AIM OF THE EXERCISE ▸
Report only the number of lines holding "React".

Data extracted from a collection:

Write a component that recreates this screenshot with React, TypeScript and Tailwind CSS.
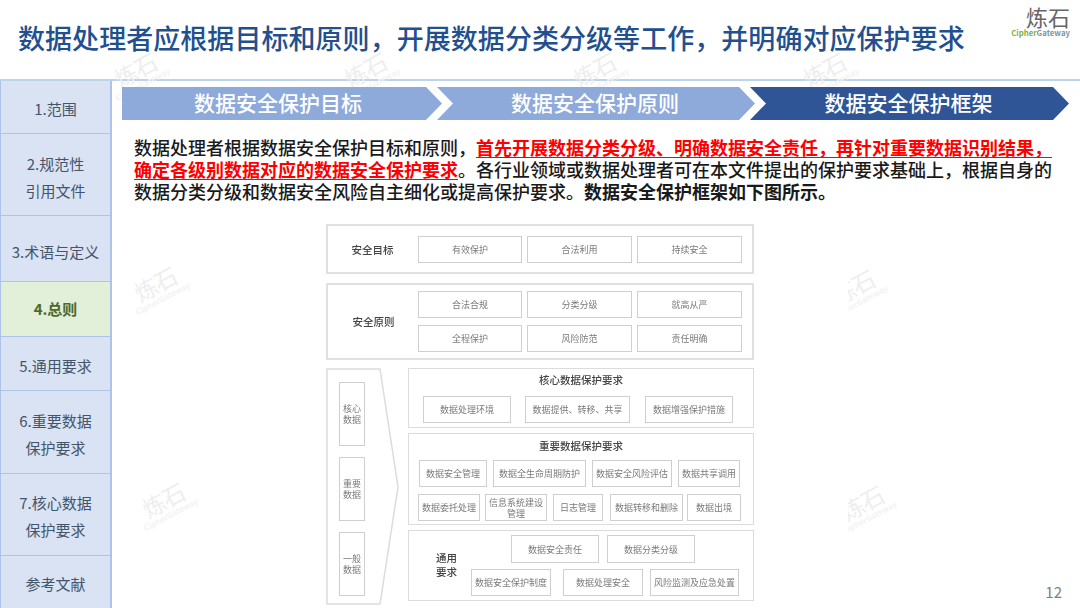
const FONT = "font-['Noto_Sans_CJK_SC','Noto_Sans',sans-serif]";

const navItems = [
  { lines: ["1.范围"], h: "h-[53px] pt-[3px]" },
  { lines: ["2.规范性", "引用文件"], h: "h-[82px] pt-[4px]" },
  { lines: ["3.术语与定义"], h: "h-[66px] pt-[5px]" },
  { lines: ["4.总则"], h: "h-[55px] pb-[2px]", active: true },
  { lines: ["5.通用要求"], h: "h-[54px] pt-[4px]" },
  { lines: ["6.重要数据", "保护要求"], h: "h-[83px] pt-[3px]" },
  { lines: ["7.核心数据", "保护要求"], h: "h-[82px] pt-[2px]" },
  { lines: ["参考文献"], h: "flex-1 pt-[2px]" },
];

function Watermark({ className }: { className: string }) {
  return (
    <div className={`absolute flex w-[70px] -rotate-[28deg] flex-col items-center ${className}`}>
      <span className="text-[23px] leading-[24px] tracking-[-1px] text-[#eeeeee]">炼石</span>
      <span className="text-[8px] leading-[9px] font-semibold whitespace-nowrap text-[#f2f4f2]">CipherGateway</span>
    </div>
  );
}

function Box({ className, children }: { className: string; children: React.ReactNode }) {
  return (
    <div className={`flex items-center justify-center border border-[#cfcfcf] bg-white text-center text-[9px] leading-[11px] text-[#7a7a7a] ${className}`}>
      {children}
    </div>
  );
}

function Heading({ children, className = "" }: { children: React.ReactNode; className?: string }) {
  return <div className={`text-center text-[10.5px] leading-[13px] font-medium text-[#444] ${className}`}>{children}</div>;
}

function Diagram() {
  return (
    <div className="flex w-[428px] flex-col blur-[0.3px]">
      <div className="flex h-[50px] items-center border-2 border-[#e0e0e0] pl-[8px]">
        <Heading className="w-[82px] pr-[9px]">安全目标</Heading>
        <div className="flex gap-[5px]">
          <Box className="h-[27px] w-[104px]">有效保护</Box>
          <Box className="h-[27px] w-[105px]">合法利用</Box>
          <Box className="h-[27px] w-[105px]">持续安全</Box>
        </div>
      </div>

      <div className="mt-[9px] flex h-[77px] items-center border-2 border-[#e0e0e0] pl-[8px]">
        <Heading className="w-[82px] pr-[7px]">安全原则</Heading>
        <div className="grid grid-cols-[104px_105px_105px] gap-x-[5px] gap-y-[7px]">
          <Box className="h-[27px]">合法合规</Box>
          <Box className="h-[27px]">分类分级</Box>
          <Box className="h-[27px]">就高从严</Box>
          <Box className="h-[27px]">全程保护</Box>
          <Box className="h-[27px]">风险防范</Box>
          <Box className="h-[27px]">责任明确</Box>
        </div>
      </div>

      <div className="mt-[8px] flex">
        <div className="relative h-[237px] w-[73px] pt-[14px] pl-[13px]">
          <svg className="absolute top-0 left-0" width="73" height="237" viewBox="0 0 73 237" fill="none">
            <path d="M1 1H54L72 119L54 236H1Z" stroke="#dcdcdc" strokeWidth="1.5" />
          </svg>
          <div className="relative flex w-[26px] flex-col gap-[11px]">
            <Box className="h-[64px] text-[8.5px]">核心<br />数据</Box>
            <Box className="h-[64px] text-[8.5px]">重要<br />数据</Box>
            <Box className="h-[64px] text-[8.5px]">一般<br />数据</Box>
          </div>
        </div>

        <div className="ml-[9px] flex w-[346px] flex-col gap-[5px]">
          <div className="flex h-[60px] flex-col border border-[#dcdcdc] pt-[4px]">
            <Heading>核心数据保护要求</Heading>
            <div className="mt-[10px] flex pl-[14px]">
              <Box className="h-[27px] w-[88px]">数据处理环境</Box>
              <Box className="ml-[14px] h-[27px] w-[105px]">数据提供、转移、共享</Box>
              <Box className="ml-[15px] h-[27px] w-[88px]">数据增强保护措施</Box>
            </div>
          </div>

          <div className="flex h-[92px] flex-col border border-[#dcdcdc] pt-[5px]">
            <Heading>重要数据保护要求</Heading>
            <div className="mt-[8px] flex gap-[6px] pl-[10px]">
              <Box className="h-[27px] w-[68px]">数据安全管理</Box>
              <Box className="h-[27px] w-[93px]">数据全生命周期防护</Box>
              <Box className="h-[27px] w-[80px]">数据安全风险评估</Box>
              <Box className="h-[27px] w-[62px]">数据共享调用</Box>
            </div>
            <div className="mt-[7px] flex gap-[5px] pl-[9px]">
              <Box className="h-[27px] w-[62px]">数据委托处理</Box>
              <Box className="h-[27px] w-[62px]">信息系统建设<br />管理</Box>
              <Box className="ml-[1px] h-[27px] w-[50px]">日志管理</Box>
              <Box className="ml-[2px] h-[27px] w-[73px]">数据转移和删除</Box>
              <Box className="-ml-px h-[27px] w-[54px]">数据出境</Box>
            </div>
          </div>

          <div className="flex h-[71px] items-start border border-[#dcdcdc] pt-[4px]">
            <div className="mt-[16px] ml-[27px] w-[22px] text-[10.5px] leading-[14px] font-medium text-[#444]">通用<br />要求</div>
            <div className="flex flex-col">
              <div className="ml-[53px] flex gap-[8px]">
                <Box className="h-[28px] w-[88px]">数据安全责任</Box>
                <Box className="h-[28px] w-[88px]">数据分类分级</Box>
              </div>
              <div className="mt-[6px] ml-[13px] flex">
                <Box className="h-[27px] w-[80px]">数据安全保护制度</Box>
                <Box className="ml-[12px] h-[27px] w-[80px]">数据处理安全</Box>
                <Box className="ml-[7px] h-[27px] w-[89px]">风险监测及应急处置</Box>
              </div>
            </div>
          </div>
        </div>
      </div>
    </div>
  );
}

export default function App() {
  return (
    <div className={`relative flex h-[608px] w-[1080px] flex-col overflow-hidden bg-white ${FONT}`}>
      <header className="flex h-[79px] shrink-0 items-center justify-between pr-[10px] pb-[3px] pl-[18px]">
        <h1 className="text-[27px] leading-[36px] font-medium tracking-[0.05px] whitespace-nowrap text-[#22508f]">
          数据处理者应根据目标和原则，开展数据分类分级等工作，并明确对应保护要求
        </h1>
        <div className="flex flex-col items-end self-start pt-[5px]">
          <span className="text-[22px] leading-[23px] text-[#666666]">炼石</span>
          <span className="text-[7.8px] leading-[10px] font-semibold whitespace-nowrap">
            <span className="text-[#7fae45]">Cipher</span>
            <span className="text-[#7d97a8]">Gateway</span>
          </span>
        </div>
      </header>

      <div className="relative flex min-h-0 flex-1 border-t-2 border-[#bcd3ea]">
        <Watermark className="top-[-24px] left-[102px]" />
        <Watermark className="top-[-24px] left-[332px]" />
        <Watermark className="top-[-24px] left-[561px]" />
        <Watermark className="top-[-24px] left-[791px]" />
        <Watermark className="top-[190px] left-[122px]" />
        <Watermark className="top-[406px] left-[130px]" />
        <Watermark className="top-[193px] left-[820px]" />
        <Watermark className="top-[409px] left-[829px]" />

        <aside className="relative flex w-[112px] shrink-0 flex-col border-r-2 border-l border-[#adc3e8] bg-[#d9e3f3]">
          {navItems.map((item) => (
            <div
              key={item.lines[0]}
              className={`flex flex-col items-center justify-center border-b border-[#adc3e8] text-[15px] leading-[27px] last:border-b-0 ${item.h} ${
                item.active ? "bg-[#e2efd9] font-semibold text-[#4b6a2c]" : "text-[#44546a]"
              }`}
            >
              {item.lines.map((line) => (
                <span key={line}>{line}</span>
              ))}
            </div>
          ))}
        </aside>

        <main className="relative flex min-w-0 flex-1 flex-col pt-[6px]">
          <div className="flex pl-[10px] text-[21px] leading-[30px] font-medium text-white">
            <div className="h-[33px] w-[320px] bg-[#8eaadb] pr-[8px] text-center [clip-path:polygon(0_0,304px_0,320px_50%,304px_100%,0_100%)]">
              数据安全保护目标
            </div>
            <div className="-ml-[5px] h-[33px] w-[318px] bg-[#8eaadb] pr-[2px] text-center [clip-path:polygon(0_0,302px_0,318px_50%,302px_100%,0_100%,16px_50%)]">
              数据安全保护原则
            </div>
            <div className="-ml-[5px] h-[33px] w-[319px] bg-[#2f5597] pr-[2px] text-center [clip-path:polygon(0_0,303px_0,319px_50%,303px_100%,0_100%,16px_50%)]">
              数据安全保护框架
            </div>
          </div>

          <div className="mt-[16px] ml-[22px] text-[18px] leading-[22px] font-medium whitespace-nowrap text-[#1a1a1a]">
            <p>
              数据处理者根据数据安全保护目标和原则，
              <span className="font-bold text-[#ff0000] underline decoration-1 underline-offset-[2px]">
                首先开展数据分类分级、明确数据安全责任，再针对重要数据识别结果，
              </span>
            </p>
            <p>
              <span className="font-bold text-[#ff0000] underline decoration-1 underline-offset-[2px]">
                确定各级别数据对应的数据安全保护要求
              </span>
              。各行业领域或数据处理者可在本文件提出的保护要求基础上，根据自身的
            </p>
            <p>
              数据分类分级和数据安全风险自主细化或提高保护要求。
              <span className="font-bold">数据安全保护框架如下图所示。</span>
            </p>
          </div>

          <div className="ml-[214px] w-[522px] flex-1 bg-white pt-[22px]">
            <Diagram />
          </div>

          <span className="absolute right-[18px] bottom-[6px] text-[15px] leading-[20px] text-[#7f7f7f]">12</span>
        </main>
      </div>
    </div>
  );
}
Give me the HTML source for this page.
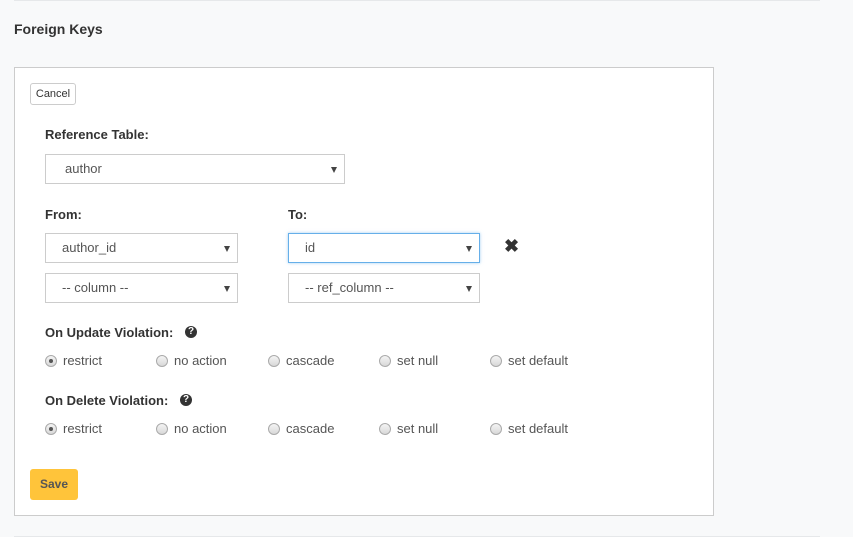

RESULT BELOW ▸
3